» Given exercise
Restate the listing below word for word, omitting any images.

» Material
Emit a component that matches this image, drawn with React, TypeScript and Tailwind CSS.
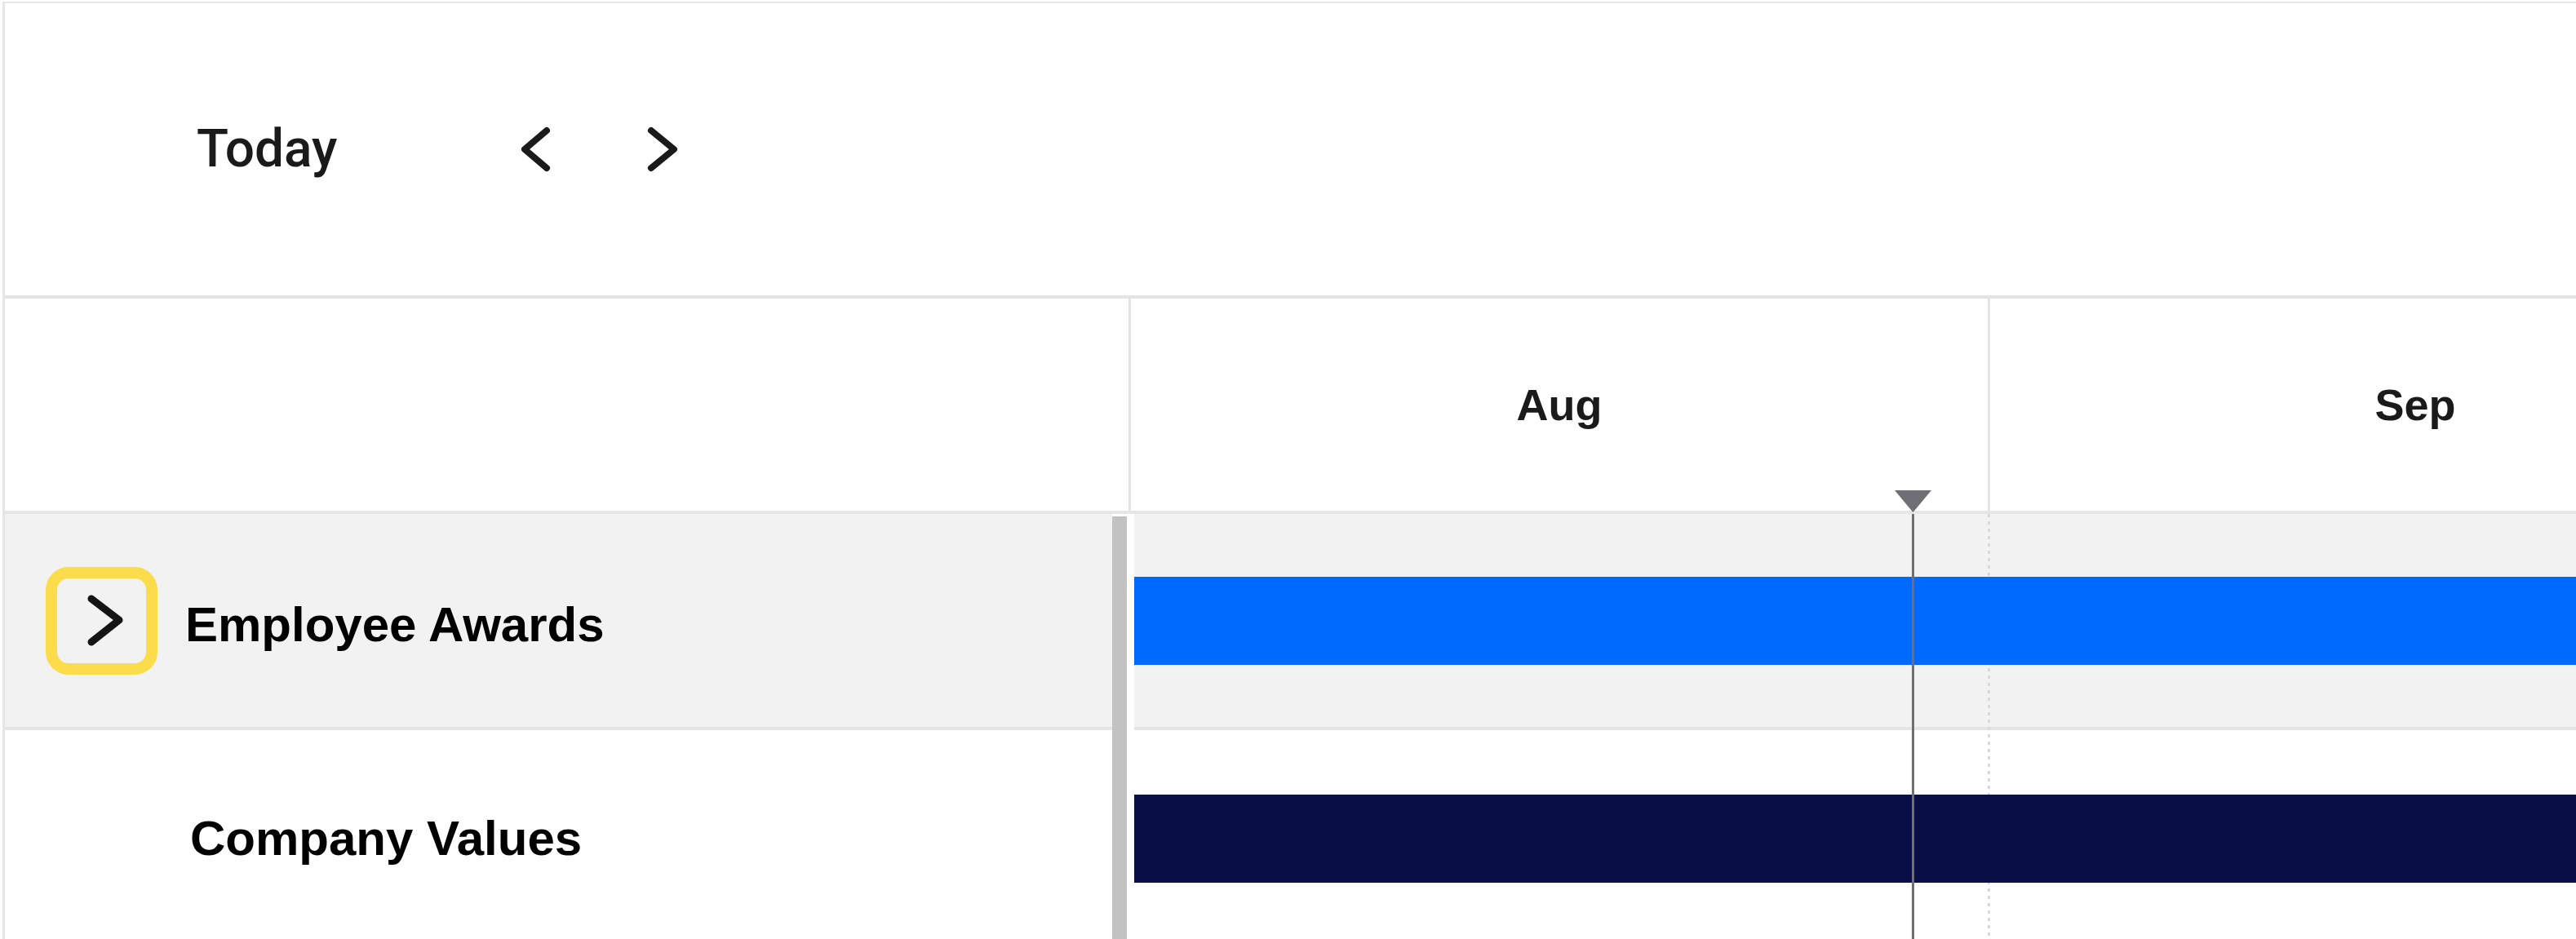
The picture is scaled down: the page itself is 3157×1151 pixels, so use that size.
import React from "react";

function ChevronLeftIcon() {
  return (
    <svg width="40" height="60" viewBox="0 0 40 60" fill="none" className="shrink-0">
      <polyline points="34,7 7,30 34,53" stroke="#1a1a1a" strokeWidth="8" strokeLinecap="round" strokeLinejoin="round" />
    </svg>
  );
}

function ChevronRightIcon() {
  return (
    <svg width="40" height="60" viewBox="0 0 40 60" fill="none" className="shrink-0">
      <polyline points="6,7 34,30 6,53" stroke="#1a1a1a" strokeWidth="8" strokeLinecap="round" strokeLinejoin="round" />
    </svg>
  );
}

export default function App() {
  return (
    <div className="w-[3157px] h-[1151px] overflow-hidden bg-white font-['Liberation_Sans',Arial,sans-serif]">
      <div className="mt-[2px] ml-[3px] h-[1149px] border-t-2 border-l-[3px] border-[#e6e6e6]">
        {/* Toolbar */}
        <div className="h-[362px] border-b-4 border-[#e4e4e4] flex items-center pl-[235px]">
          <span className="w-[395px] font-['Roboto',Arial,sans-serif] font-medium text-[64px] leading-none text-[#1a1a1a]">
            Today
          </span>
          <ChevronLeftIcon />
          <span className="ml-[116px] flex">
            <ChevronRightIcon />
          </span>
        </div>

        {/* Header row */}
        <div className="h-[264px] border-b-4 border-[#e6e6e6] flex">
          <div className="w-[1377px] shrink-0" />
          <div className="w-[1053px] shrink-0 border-l-[3px] border-[#e3e3e3] flex items-center justify-center">
            <span className="text-[54px] font-bold text-[#1a1a1a] leading-none">Aug</span>
          </div>
          <div className="w-[1045px] shrink-0 border-l-[3px] border-[#e3e3e3] flex items-center justify-center">
            <span className="text-[54px] font-bold text-[#1a1a1a] leading-none">Sep</span>
          </div>
        </div>

        {/* Body */}
        <div className="flex">
          {/* Left rows */}
          <div className="w-[1357px] shrink-0 flex flex-col">
            <div className="h-[265px] bg-[#f2f2f2] border-b-4 border-[#e4e4e4] flex items-center pl-[50px]">
              <button className="w-[137px] h-[132px] shrink-0 rounded-[28px] border-[14px] border-[#fbdc4b] bg-[#f2f2f2] flex items-center justify-center">
                <svg width="109" height="104" viewBox="0 0 109 104" fill="none">
                  <polyline points="42,25 76,51 42,78" stroke="#141414" strokeWidth="9" strokeLinecap="round" strokeLinejoin="round" />
                </svg>
              </button>
              <span className="ml-[34px] mt-[10px] text-[60px] font-bold text-black leading-none whitespace-nowrap">
                Employee Awards
              </span>
            </div>
            <div className="h-[265px] bg-white flex items-center pl-[227px]">
              <span className="text-[60px] font-bold text-black leading-none whitespace-nowrap">Company Values</span>
            </div>
          </div>

          {/* Scrollbar */}
          <div className="w-[18px] shrink-0 mt-[3px] h-[530px] bg-[#c2c2c2]" />
          <div className="w-[9px] shrink-0 bg-white" />

          {/* Chart */}
          <div className="relative flex-1 flex flex-col">
            <div className="h-[265px] bg-[#f2f2f2] border-b-4 border-[#e4e4e4] flex items-center">
              <div className="relative z-10 h-[108px] w-full bg-[#006aff]" />
            </div>
            <div className="h-[265px] bg-white flex items-center">
              <div className="relative z-10 h-[108px] w-full bg-[#0a0e47]" />
            </div>

            {/* month boundary dashed line */}
            <div className="absolute top-0 bottom-0 left-[1046px] w-[3px] bg-[repeating-linear-gradient(to_bottom,#d9d9d9_0px,#d9d9d9_4px,transparent_4px,transparent_9px)]" />

            {/* today marker */}
            <div className="absolute z-20 top-0 bottom-0 left-[953px] w-[3px] bg-[#6f6e74]" />
            <svg
              className="absolute z-20 top-[-29px] left-[932px]"
              width="45"
              height="27"
              viewBox="0 0 45 27"
            >
              <polygon points="0,0 45,0 22.5,27" fill="#6f6e74" />
            </svg>
          </div>
        </div>
      </div>
    </div>
  );
}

» Correct answer
Emit a component that matches this image, drawn with React, TypeScript and Tailwind CSS.
The picture is scaled down: the page itself is 3157×1151 pixels, so use that size.
import React from "react";

function ChevronLeftIcon() {
  return (
    <svg width="40" height="60" viewBox="0 0 40 60" fill="none" className="shrink-0">
      <polyline points="34,7 7,30 34,53" stroke="#1a1a1a" strokeWidth="8" strokeLinecap="round" strokeLinejoin="round" />
    </svg>
  );
}

function ChevronRightIcon() {
  return (
    <svg width="40" height="60" viewBox="0 0 40 60" fill="none" className="shrink-0">
      <polyline points="6,7 34,30 6,53" stroke="#1a1a1a" strokeWidth="8" strokeLinecap="round" strokeLinejoin="round" />
    </svg>
  );
}

export default function App() {
  return (
    <div className="w-[3157px] h-[1151px] overflow-hidden bg-white font-['Liberation_Sans',Arial,sans-serif]">
      <div className="mt-[2px] ml-[3px] h-[1149px] border-t-2 border-l-[3px] border-[#e6e6e6]">
        {/* Toolbar */}
        <div className="h-[362px] border-b-4 border-[#e4e4e4] flex items-center pl-[235px]">
          <span className="w-[395px] font-['Roboto',Arial,sans-serif] font-medium text-[64px] leading-none text-[#1a1a1a]">
            Today
          </span>
          <ChevronLeftIcon />
          <span className="ml-[116px] flex">
            <ChevronRightIcon />
          </span>
        </div>

        {/* Header row */}
        <div className="h-[264px] border-b-4 border-[#e6e6e6] flex">
          <div className="w-[1377px] shrink-0" />
          <div className="w-[1053px] shrink-0 border-l-[3px] border-[#e3e3e3] flex items-center justify-center">
            <span className="text-[54px] font-bold text-[#1a1a1a] leading-none">Aug</span>
          </div>
          <div className="w-[1045px] shrink-0 border-l-[3px] border-[#e3e3e3] flex items-center justify-center">
            <span className="text-[54px] font-bold text-[#1a1a1a] leading-none">Sep</span>
          </div>
        </div>

        {/* Body */}
        <div className="flex">
          {/* Left rows */}
          <div className="w-[1357px] shrink-0 flex flex-col">
            <div className="h-[265px] bg-[#f2f2f2] border-b-4 border-[#e4e4e4] flex items-center pl-[50px]">
              <button className="w-[137px] h-[132px] shrink-0 rounded-[28px] border-[14px] border-[#fbdc4b] bg-[#f2f2f2] flex items-center justify-center">
                <svg width="109" height="104" viewBox="0 0 109 104" fill="none">
                  <polyline points="42,25 76,51 42,78" stroke="#141414" strokeWidth="9" strokeLinecap="round" strokeLinejoin="round" />
                </svg>
              </button>
              <span className="ml-[34px] mt-[10px] text-[60px] font-bold text-black leading-none whitespace-nowrap">
                Employee Awards
              </span>
            </div>
            <div className="h-[265px] bg-white flex items-center pl-[227px]">
              <span className="text-[60px] font-bold text-black leading-none whitespace-nowrap">Company Values</span>
            </div>
          </div>

          {/* Scrollbar */}
          <div className="w-[18px] shrink-0 mt-[3px] h-[530px] bg-[#c2c2c2]" />
          <div className="w-[9px] shrink-0 bg-white" />

          {/* Chart */}
          <div className="relative flex-1 flex flex-col">
            <div className="h-[265px] bg-[#f2f2f2] border-b-4 border-[#e4e4e4] flex items-center">
              <div className="relative z-10 h-[108px] w-full bg-[#006aff]" />
            </div>
            <div className="h-[265px] bg-white flex items-center">
              <div className="relative z-10 h-[108px] w-full bg-[#0a0e47]" />
            </div>

            {/* month boundary dashed line */}
            <div className="absolute top-0 bottom-0 left-[1046px] w-[3px] bg-[repeating-linear-gradient(to_bottom,#d9d9d9_0px,#d9d9d9_4px,transparent_4px,transparent_9px)]" />

            {/* today marker */}
            <div className="absolute z-20 top-0 bottom-0 left-[953px] w-[3px] bg-[#6f6e74]" />
            <svg
              className="absolute z-20 top-[-29px] left-[932px]"
              width="45"
              height="27"
              viewBox="0 0 45 27"
            >
              <polygon points="0,0 45,0 22.5,27" fill="#6f6e74" />
            </svg>
          </div>
        </div>
      </div>
    </div>
  );
}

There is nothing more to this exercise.